---------- Data for this task

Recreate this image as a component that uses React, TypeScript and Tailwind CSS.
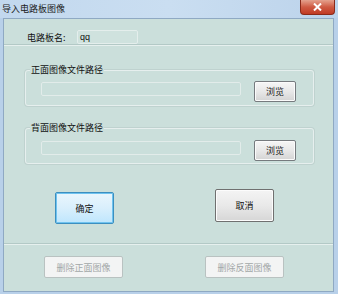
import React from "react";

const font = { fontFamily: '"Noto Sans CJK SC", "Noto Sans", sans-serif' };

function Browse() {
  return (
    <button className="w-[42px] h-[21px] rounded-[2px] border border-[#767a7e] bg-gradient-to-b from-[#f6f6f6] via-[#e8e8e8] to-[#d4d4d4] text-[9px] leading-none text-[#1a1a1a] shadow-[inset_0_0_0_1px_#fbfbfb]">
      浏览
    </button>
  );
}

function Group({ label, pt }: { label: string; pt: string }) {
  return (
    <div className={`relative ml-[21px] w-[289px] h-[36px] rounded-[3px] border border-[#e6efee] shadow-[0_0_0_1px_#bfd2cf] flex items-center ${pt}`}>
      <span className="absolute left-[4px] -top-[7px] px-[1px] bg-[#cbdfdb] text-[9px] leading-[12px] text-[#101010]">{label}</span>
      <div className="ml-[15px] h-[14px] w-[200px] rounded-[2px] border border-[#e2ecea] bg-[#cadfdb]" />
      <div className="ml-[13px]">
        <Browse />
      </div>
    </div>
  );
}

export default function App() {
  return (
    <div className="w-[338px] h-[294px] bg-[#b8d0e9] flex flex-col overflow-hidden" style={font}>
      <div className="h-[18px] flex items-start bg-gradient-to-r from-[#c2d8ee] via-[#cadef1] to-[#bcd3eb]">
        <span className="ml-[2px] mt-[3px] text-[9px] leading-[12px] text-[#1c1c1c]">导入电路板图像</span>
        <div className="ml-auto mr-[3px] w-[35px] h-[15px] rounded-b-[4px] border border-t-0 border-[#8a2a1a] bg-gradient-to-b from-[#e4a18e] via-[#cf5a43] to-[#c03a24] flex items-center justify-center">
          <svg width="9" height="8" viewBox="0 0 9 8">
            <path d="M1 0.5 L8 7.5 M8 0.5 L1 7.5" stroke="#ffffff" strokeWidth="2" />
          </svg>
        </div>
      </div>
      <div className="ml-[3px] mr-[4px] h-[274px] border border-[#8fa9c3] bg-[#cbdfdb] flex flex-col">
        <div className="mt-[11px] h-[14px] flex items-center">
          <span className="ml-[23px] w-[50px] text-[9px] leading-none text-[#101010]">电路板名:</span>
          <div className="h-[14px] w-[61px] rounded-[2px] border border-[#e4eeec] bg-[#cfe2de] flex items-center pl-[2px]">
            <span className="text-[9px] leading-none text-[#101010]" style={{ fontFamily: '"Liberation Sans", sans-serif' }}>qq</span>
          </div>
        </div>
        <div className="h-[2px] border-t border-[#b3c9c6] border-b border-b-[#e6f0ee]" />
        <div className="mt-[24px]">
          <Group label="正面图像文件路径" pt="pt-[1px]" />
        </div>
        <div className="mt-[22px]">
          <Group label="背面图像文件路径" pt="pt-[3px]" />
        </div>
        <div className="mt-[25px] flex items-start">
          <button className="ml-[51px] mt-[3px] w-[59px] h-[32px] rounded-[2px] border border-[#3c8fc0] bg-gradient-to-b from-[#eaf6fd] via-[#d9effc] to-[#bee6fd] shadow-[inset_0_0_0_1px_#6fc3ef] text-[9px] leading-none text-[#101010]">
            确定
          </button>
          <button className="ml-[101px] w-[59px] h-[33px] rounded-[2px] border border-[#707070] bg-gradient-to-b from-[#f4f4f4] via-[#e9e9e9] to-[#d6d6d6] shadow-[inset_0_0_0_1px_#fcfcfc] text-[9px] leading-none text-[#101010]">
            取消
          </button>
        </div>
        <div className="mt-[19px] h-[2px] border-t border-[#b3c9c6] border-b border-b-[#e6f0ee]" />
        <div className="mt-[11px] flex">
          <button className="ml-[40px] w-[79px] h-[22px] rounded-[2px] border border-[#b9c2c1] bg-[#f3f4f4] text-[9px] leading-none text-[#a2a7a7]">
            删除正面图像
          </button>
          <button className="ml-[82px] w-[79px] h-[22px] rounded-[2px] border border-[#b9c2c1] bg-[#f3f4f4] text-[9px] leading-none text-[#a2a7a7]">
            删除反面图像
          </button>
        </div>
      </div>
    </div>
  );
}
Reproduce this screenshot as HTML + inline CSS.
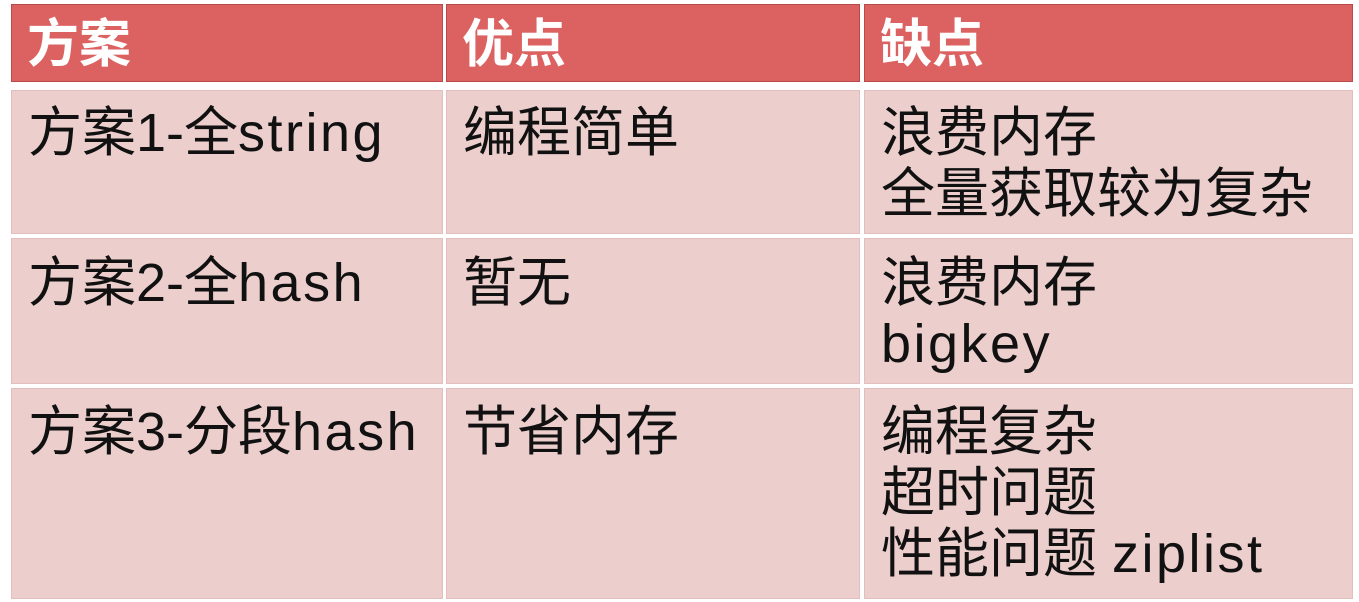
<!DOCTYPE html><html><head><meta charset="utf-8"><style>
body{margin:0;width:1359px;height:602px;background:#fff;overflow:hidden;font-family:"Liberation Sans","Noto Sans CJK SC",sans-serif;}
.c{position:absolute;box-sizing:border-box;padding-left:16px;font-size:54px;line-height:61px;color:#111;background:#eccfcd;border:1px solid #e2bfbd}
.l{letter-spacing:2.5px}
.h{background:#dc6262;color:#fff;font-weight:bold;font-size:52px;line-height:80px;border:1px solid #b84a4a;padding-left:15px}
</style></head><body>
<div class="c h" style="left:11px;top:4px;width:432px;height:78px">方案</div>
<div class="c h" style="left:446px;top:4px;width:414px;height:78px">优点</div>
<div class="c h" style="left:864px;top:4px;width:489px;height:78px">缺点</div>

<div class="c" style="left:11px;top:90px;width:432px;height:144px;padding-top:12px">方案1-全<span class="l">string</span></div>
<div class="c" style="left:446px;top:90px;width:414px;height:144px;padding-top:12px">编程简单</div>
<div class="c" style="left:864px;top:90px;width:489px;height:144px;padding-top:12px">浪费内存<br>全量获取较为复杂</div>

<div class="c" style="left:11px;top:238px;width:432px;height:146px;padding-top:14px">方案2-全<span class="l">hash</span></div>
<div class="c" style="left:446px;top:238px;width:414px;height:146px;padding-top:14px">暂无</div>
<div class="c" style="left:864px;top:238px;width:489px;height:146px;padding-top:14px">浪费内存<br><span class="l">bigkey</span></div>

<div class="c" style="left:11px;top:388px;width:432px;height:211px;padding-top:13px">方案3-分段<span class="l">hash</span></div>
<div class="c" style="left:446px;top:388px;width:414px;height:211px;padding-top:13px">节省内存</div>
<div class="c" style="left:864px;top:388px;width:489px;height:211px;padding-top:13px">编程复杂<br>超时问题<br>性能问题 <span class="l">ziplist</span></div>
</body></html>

--------------------

• _Exercise objective_:
Retype the records exactly. Any image in them should not appear in what you write.

• _Task solution_:
Recreate this image as a component that uses React, TypeScript and Tailwind CSS.
import React from "react";

const font = { fontFamily: '"Noto Sans CJK SC", "Noto Sans", sans-serif' };

function Browse() {
  return (
    <button className="w-[42px] h-[21px] rounded-[2px] border border-[#767a7e] bg-gradient-to-b from-[#f6f6f6] via-[#e8e8e8] to-[#d4d4d4] text-[9px] leading-none text-[#1a1a1a] shadow-[inset_0_0_0_1px_#fbfbfb]">
      浏览
    </button>
  );
}

function Group({ label, pt }: { label: string; pt: string }) {
  return (
    <div className={`relative ml-[21px] w-[289px] h-[36px] rounded-[3px] border border-[#e6efee] shadow-[0_0_0_1px_#bfd2cf] flex items-center ${pt}`}>
      <span className="absolute left-[4px] -top-[7px] px-[1px] bg-[#cbdfdb] text-[9px] leading-[12px] text-[#101010]">{label}</span>
      <div className="ml-[15px] h-[14px] w-[200px] rounded-[2px] border border-[#e2ecea] bg-[#cadfdb]" />
      <div className="ml-[13px]">
        <Browse />
      </div>
    </div>
  );
}

export default function App() {
  return (
    <div className="w-[338px] h-[294px] bg-[#b8d0e9] flex flex-col overflow-hidden" style={font}>
      <div className="h-[18px] flex items-start bg-gradient-to-r from-[#c2d8ee] via-[#cadef1] to-[#bcd3eb]">
        <span className="ml-[2px] mt-[3px] text-[9px] leading-[12px] text-[#1c1c1c]">导入电路板图像</span>
        <div className="ml-auto mr-[3px] w-[35px] h-[15px] rounded-b-[4px] border border-t-0 border-[#8a2a1a] bg-gradient-to-b from-[#e4a18e] via-[#cf5a43] to-[#c03a24] flex items-center justify-center">
          <svg width="9" height="8" viewBox="0 0 9 8">
            <path d="M1 0.5 L8 7.5 M8 0.5 L1 7.5" stroke="#ffffff" strokeWidth="2" />
          </svg>
        </div>
      </div>
      <div className="ml-[3px] mr-[4px] h-[274px] border border-[#8fa9c3] bg-[#cbdfdb] flex flex-col">
        <div className="mt-[11px] h-[14px] flex items-center">
          <span className="ml-[23px] w-[50px] text-[9px] leading-none text-[#101010]">电路板名:</span>
          <div className="h-[14px] w-[61px] rounded-[2px] border border-[#e4eeec] bg-[#cfe2de] flex items-center pl-[2px]">
            <span className="text-[9px] leading-none text-[#101010]" style={{ fontFamily: '"Liberation Sans", sans-serif' }}>qq</span>
          </div>
        </div>
        <div className="h-[2px] border-t border-[#b3c9c6] border-b border-b-[#e6f0ee]" />
        <div className="mt-[24px]">
          <Group label="正面图像文件路径" pt="pt-[1px]" />
        </div>
        <div className="mt-[22px]">
          <Group label="背面图像文件路径" pt="pt-[3px]" />
        </div>
        <div className="mt-[25px] flex items-start">
          <button className="ml-[51px] mt-[3px] w-[59px] h-[32px] rounded-[2px] border border-[#3c8fc0] bg-gradient-to-b from-[#eaf6fd] via-[#d9effc] to-[#bee6fd] shadow-[inset_0_0_0_1px_#6fc3ef] text-[9px] leading-none text-[#101010]">
            确定
          </button>
          <button className="ml-[101px] w-[59px] h-[33px] rounded-[2px] border border-[#707070] bg-gradient-to-b from-[#f4f4f4] via-[#e9e9e9] to-[#d6d6d6] shadow-[inset_0_0_0_1px_#fcfcfc] text-[9px] leading-none text-[#101010]">
            取消
          </button>
        </div>
        <div className="mt-[19px] h-[2px] border-t border-[#b3c9c6] border-b border-b-[#e6f0ee]" />
        <div className="mt-[11px] flex">
          <button className="ml-[40px] w-[79px] h-[22px] rounded-[2px] border border-[#b9c2c1] bg-[#f3f4f4] text-[9px] leading-none text-[#a2a7a7]">
            删除正面图像
          </button>
          <button className="ml-[82px] w-[79px] h-[22px] rounded-[2px] border border-[#b9c2c1] bg-[#f3f4f4] text-[9px] leading-none text-[#a2a7a7]">
            删除反面图像
          </button>
        </div>
      </div>
    </div>
  );
}
Reproduce this screenshot as HTML + inline CSS.
<!DOCTYPE html><html><head><meta charset="utf-8"><style>
body{margin:0;width:1359px;height:602px;background:#fff;overflow:hidden;font-family:"Liberation Sans","Noto Sans CJK SC",sans-serif;}
.c{position:absolute;box-sizing:border-box;padding-left:16px;font-size:54px;line-height:61px;color:#111;background:#eccfcd;border:1px solid #e2bfbd}
.l{letter-spacing:2.5px}
.h{background:#dc6262;color:#fff;font-weight:bold;font-size:52px;line-height:80px;border:1px solid #b84a4a;padding-left:15px}
</style></head><body>
<div class="c h" style="left:11px;top:4px;width:432px;height:78px">方案</div>
<div class="c h" style="left:446px;top:4px;width:414px;height:78px">优点</div>
<div class="c h" style="left:864px;top:4px;width:489px;height:78px">缺点</div>

<div class="c" style="left:11px;top:90px;width:432px;height:144px;padding-top:12px">方案1-全<span class="l">string</span></div>
<div class="c" style="left:446px;top:90px;width:414px;height:144px;padding-top:12px">编程简单</div>
<div class="c" style="left:864px;top:90px;width:489px;height:144px;padding-top:12px">浪费内存<br>全量获取较为复杂</div>

<div class="c" style="left:11px;top:238px;width:432px;height:146px;padding-top:14px">方案2-全<span class="l">hash</span></div>
<div class="c" style="left:446px;top:238px;width:414px;height:146px;padding-top:14px">暂无</div>
<div class="c" style="left:864px;top:238px;width:489px;height:146px;padding-top:14px">浪费内存<br><span class="l">bigkey</span></div>

<div class="c" style="left:11px;top:388px;width:432px;height:211px;padding-top:13px">方案3-分段<span class="l">hash</span></div>
<div class="c" style="left:446px;top:388px;width:414px;height:211px;padding-top:13px">节省内存</div>
<div class="c" style="left:864px;top:388px;width:489px;height:211px;padding-top:13px">编程复杂<br>超时问题<br>性能问题 <span class="l">ziplist</span></div>
</body></html>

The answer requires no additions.